Abstract

Over the decades in youth Sunday School classes, Seminary and Institute courses, adult Gospel Doctrine classes, BYU Religious Education courses, and in other venues, I have heard many hundreds of students make a comment in class based on Joseph Smith’s revision of the Bible, officially known in the Church as the “Joseph Smith Translation” (hereafter “JST”). And so far as I can recall, in 100% of those instances the person making the comment simply assumed that the JST emendation of the biblical text represented—in English—the original text of the passage. Such a simplistic understanding is perhaps understandable, as we never devote a lesson specifically to explaining the JST and what it represents, and so students are left to their own devices in trying to understand its significance.
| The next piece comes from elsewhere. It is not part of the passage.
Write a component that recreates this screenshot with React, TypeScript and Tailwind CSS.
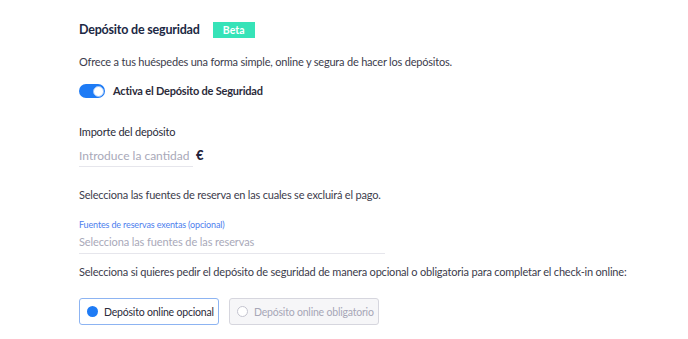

Actual scholars of LDS scripture do not make this simplistic assumption, but somehow we have failed to communicate to our students the breadth of possibilities inherent in any particular JST emendation. In this paper I propose to attempt a remedy to this situation, first by proposing a paradigm of 14 different categories into which JST emendations may fall, and second by illustrating the application of that paradigm based on a review of every single JST emendation in a book of scripture. The book I have selected for this purpose is 1 Corinthians. By my count, 63 verses of 1 Corinthians are emended by the JST. The 16 chapters of that book contain a total of 437 verses, and so the JST modifies about 14.4% of the verses in the text. By analyzing every JST emendation in the book, we can gain a better sense for the types of things going on in the JST project.